Keine Chance auf Gewerberaum

Chemnitzer Stadtverwaltung schickt 3.500 Anträge an ihre Absender zurück und wirft das Handtuch  ■ Von Franz Böhm

Chemnitz. Junge Existenzgründer bekommen in Chemnitz jetzt schriftlich, was sie bisher nur in ihren schlimmsten Träumen quälte: Sie haben von der Stadtverwaltung bei der Suche nach Gewerberaum keine Hilfe mehr zu erwarten. 3.500 Anträge, die bisher nicht erledigt wurden, gehen zur Zeit einfach postwendend an ihre Absender zurück. Dazu wird der Bescheid beigefügt, daß die städtische Gewerberaumvergabe ihren Dienst quittiert. Jeder müsse auf dem freien Markt selber „fündig“ werden und sich mit dem jeweiligen Vermieter einigen.

Dezernent Berthold Brehm begründete diesen Schritt damit, daß es pro Woche nur 25 Freimeldungen von Gewerberaum gebe und die Behörde „nie nachkomme“. Die Stadt erspare sich und den Antragstellern „bürokratische Umwege“. Die jungen Existenzgründer der sächsischen Industriestadt dürfen damit von jetzt ab die Straßen auf und ab rennen, um vielleicht rein zufällig auf die freien Räume zu stoßen, die der Stadtverwaltung bisher noch als frei vermietbar signalisiert worden waren. Sie finden sich nun ganz in Gesellschaft von jungen Familien wieder, die noch schlechter dran sind, weil mit oder ohne Wohnberechtigungsschein nach Fenstern ohne Gardinen zu spähen, um eine freigewordene Wohnung zu finden, kein Vergnügen ist. Die Existenzgründer können vielleicht noch annoncieren — aber da stehen sie im aussichtslosen Wettbewerb mit Handelsketten und großen etablierten Firmen aus den alten Bundesländern, die das Prozedere länger durchhalten und eine enorme Courtage für Vermittlung von Gewerberaum zahlen können. Fraglich ist nur, wie die Stadtverwaltung jetzt ihr Versprechen einhalten will, einheimische Existenzgründer besonders zu unterstützen, damit sie auf dem „freien Markt“ überhaupt erst einmal Fuß fassen können.

Bleibt zu befürchten, daß die „Monopolisierung“ weiter voranschreitet, da finanzkräftige Großunternehmen des Handels es jetzt noch leichter haben werden, sich die letzten Quadratmeter Gewerberaum an Land zu ziehen und unliebsame Konkurrenz aus dem Feld zu schlagen.

Im Chemnitzer Wohngebiet „Hans Beimler“ jedenfalls mußten die Einwohner bereits zusehen, wie zunächst eine Annahmestelle des einstigen Dienstleistungskombinates dichtgemacht wurde, die stark frequentiert war und in der beispielsweise Uhrmacher und andere Gewerke beschäftigt waren.

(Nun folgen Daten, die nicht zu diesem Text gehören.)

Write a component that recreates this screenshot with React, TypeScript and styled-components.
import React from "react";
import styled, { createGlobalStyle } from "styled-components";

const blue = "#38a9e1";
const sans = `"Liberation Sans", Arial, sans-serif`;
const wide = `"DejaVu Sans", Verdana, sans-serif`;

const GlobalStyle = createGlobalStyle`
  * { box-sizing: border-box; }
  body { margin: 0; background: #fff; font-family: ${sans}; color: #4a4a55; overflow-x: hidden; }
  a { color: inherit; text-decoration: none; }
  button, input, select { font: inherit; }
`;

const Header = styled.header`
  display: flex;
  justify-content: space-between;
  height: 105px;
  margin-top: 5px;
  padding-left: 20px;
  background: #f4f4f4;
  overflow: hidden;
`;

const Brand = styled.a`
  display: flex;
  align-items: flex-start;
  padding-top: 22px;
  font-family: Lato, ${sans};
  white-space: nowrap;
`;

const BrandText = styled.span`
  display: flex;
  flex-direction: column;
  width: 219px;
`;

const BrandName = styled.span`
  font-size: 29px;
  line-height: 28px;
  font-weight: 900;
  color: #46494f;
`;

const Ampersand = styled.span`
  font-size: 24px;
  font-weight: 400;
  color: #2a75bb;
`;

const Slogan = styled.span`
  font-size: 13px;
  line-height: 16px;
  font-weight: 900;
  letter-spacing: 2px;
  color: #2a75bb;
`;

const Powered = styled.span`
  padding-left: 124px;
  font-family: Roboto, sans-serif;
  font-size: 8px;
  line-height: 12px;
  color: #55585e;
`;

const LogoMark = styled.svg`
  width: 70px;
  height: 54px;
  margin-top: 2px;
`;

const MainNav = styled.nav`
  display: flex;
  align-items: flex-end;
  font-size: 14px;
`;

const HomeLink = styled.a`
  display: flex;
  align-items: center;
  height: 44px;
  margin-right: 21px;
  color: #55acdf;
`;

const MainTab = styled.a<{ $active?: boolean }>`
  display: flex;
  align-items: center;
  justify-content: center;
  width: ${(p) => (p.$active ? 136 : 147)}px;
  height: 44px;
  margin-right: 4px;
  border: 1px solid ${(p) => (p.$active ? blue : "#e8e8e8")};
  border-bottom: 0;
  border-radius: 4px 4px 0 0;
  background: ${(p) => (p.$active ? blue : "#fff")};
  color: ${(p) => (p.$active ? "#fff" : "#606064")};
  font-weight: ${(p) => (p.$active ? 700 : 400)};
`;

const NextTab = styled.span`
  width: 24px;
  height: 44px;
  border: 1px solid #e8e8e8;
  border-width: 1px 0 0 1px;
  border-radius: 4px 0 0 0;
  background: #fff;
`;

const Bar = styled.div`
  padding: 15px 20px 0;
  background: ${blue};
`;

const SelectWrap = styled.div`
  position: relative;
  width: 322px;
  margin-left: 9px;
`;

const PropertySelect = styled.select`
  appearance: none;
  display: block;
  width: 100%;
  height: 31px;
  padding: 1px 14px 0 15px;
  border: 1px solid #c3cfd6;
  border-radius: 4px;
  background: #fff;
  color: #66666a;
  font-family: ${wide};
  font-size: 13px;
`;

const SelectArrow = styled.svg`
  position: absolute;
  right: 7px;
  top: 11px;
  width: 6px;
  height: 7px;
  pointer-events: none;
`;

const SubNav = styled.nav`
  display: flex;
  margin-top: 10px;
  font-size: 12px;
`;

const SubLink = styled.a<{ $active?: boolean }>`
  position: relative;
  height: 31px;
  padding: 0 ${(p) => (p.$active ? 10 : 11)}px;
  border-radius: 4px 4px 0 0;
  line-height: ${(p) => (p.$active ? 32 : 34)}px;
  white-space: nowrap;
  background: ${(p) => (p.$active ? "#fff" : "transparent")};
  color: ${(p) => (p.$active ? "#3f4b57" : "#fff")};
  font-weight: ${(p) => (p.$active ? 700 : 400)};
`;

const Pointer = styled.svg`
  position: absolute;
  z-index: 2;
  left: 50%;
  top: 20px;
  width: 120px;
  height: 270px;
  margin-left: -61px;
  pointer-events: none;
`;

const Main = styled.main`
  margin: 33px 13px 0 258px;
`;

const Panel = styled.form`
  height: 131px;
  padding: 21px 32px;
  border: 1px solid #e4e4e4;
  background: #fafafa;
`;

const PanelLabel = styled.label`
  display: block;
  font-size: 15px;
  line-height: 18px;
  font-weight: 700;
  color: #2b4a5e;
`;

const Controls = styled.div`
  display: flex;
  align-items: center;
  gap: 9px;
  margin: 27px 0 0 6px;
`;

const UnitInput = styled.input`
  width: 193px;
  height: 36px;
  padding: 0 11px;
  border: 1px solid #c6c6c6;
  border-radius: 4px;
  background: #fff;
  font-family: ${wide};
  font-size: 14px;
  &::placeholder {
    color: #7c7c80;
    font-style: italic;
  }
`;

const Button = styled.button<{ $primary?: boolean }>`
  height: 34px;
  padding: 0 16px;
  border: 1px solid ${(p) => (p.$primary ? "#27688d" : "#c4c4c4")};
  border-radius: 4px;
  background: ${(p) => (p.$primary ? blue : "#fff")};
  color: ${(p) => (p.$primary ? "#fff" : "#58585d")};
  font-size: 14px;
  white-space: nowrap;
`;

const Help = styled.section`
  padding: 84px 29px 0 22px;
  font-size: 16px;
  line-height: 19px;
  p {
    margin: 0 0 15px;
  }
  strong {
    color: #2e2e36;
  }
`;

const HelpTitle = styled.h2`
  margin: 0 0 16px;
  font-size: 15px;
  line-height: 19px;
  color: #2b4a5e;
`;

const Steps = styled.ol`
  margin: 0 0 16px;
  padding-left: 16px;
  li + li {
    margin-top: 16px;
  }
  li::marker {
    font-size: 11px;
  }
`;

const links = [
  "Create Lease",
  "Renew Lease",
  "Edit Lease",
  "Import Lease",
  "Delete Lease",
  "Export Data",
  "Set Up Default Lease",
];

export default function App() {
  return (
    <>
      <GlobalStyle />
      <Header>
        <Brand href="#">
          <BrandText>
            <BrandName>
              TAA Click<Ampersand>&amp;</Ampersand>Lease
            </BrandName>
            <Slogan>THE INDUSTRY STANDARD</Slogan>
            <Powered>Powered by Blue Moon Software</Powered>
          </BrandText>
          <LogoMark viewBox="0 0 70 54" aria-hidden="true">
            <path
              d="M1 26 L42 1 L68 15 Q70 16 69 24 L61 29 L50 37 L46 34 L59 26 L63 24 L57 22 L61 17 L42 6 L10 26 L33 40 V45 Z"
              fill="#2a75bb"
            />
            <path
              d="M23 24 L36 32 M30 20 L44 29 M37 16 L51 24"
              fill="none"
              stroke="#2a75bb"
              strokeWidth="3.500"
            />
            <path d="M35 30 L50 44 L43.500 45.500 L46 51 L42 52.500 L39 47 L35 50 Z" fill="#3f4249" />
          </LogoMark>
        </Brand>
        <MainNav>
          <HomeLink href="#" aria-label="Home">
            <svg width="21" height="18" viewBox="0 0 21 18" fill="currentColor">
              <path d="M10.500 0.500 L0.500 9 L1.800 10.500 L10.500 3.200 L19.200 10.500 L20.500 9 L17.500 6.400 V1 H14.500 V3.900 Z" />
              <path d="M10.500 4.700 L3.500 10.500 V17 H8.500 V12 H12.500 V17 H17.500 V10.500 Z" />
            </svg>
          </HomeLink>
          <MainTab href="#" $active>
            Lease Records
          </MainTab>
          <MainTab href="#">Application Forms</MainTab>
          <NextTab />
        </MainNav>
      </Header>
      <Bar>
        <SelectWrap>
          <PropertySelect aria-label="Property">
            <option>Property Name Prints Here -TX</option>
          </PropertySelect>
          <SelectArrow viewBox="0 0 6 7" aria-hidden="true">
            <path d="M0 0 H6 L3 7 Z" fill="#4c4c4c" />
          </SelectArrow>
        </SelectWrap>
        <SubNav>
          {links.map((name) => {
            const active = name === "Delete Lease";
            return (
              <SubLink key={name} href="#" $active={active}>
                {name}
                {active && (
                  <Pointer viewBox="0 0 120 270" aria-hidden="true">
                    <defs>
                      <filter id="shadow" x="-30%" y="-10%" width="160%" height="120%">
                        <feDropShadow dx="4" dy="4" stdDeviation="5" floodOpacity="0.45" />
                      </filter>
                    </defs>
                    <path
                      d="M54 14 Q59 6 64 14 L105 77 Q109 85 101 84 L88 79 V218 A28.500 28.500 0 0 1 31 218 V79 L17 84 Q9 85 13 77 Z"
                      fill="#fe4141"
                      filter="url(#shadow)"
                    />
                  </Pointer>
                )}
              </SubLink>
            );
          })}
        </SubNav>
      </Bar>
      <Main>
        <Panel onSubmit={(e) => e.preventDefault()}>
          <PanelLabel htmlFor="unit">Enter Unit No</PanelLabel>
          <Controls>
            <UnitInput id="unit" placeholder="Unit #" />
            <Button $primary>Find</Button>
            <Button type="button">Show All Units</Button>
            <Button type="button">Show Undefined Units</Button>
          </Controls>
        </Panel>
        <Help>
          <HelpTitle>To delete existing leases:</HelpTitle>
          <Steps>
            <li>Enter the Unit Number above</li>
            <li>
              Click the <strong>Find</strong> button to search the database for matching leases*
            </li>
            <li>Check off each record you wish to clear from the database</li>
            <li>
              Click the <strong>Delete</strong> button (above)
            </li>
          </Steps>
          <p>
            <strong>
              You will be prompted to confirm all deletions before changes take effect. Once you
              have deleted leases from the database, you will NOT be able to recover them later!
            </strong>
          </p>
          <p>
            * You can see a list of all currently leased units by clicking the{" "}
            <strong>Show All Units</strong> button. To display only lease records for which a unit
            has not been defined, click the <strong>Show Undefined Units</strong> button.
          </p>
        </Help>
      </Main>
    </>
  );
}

Obwohl es vor allem in den großen Neubaugebieten an Dienstleistungen mangelt, bekamen nicht etwa Handwerker den Zuschlag, sondern die „Technoworld“, eine Firma, die ausschließlich Unterhaltungselektronik verkauft. Die Firma erweiterte zudem kräftig in der Nachbarschaft — auf Kosten einer Schneiderei und einer großen Altstoffannahmestelle gleich um die Ecke. Jetzt fragen sich die Bewohner besorgt, ob denn der Friseur und die Sparkassenfiliale in ihrem „Versorgungszentrum“ noch bleiben können. Für alltägliche Erledigungen müssen ohnehin umständliche Wege in Kauf genommen werden, aber dafür haben die Leute den ganzen Tag über das Flimmern von einem halben Hundert Farbfernsehern vor Augen — die Marktwirtschaft, wie sie die Chemnitzer (fast) alle eben nicht wollen. Für den vielgepriesenen Aufschwung für Handwerk und Gewerbe sieht es unter solchen Prämissen schlecht aus, zumindest für die Kleinen, die als Existenzgründer in Chemnitz eher schlechte als gute Karten haben.